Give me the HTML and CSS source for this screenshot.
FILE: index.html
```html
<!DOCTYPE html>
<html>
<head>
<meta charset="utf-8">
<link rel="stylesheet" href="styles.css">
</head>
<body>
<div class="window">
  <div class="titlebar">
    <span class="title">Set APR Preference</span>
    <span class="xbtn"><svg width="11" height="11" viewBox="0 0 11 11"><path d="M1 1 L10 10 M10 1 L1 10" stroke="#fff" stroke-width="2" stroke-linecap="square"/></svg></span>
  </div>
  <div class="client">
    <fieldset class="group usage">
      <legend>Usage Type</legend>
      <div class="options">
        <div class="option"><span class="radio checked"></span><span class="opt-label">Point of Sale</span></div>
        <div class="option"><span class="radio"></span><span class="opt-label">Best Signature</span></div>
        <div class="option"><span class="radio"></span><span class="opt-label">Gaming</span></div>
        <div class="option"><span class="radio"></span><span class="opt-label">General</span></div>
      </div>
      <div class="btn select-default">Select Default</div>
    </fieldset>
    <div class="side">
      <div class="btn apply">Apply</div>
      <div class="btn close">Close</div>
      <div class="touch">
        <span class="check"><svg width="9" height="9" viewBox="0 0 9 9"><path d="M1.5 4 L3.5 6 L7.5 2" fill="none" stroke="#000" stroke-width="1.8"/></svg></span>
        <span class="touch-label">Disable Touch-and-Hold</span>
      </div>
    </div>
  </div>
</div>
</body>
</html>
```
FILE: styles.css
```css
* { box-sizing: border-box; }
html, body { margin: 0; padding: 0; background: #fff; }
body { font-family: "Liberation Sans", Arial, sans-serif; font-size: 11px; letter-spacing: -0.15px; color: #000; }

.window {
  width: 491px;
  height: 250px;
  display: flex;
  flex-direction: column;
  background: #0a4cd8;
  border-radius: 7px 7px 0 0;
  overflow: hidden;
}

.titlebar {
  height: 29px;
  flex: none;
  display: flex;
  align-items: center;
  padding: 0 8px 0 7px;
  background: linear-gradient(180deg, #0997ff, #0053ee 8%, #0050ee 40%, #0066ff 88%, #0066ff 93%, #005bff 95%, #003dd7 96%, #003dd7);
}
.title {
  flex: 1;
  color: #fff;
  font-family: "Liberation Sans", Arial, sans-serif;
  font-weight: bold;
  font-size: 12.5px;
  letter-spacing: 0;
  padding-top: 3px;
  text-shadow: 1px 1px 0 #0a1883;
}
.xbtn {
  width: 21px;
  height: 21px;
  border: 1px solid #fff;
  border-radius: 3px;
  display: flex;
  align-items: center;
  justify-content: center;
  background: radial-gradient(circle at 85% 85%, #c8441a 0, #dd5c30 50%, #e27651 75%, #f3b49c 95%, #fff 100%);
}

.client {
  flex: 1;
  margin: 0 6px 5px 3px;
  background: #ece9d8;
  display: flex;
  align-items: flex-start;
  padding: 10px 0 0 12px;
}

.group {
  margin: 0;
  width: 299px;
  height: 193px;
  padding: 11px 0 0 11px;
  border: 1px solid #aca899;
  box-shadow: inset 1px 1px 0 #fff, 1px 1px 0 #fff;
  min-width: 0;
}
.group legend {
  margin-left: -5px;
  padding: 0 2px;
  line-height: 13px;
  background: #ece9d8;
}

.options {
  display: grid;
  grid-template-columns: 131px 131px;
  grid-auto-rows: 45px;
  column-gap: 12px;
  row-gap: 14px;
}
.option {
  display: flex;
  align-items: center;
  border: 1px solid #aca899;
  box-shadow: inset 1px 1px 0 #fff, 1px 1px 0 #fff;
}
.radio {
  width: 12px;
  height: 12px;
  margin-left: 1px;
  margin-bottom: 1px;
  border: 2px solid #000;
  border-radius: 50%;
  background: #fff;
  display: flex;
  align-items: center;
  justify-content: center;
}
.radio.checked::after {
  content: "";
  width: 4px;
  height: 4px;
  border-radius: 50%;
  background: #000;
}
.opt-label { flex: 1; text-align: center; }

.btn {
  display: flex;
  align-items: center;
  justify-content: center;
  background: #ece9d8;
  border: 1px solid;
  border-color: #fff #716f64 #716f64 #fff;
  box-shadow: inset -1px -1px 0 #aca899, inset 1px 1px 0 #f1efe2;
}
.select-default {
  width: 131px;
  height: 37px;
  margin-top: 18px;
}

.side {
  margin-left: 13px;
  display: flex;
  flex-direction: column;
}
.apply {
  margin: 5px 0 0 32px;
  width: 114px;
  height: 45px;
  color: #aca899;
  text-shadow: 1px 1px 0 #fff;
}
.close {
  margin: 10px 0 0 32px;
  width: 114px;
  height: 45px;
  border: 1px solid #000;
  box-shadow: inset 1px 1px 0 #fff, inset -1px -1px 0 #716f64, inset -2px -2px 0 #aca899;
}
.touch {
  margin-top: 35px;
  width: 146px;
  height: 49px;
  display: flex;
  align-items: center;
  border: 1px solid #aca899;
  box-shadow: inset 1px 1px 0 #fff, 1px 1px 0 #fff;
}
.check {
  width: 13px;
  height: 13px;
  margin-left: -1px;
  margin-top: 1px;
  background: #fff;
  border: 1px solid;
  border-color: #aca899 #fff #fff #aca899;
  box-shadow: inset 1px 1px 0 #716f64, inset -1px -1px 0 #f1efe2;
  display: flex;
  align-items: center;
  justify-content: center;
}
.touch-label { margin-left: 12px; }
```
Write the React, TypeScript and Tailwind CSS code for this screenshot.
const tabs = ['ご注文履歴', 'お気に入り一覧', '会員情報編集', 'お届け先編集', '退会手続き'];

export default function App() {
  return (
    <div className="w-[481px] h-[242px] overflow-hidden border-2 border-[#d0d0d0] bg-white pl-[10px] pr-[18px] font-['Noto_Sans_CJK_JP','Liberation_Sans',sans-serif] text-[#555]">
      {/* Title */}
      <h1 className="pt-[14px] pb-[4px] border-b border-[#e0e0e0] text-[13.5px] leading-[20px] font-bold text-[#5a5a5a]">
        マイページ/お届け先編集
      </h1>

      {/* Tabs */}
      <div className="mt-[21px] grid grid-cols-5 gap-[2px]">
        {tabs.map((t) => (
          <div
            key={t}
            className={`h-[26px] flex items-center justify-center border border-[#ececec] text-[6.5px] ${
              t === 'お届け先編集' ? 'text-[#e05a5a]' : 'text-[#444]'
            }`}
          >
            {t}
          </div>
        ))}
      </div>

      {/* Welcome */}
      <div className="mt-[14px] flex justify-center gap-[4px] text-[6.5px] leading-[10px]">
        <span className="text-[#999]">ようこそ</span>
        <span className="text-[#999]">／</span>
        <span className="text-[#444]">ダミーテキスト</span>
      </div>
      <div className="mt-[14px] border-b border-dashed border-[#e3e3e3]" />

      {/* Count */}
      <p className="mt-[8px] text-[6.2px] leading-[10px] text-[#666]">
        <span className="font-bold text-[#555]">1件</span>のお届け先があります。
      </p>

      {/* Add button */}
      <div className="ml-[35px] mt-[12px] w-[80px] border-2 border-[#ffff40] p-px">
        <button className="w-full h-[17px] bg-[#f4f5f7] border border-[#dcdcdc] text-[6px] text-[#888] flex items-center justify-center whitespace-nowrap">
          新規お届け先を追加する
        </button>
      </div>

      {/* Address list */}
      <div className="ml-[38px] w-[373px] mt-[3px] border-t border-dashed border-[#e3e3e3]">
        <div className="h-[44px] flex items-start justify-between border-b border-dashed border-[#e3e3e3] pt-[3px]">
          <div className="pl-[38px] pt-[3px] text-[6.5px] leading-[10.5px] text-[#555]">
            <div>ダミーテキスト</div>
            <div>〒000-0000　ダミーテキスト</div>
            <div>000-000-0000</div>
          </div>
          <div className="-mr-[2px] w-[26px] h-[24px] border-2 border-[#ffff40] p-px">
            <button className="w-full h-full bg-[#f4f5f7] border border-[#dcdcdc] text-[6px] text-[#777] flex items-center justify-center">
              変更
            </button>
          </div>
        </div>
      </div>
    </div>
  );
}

══════════════════════════════

From the listing above, collect every line that mentions the word "screenshot".

**EXPECTED OUTPUT:**
Give me the HTML and CSS source for this screenshot.
Write the React, TypeScript and Tailwind CSS code for this screenshot.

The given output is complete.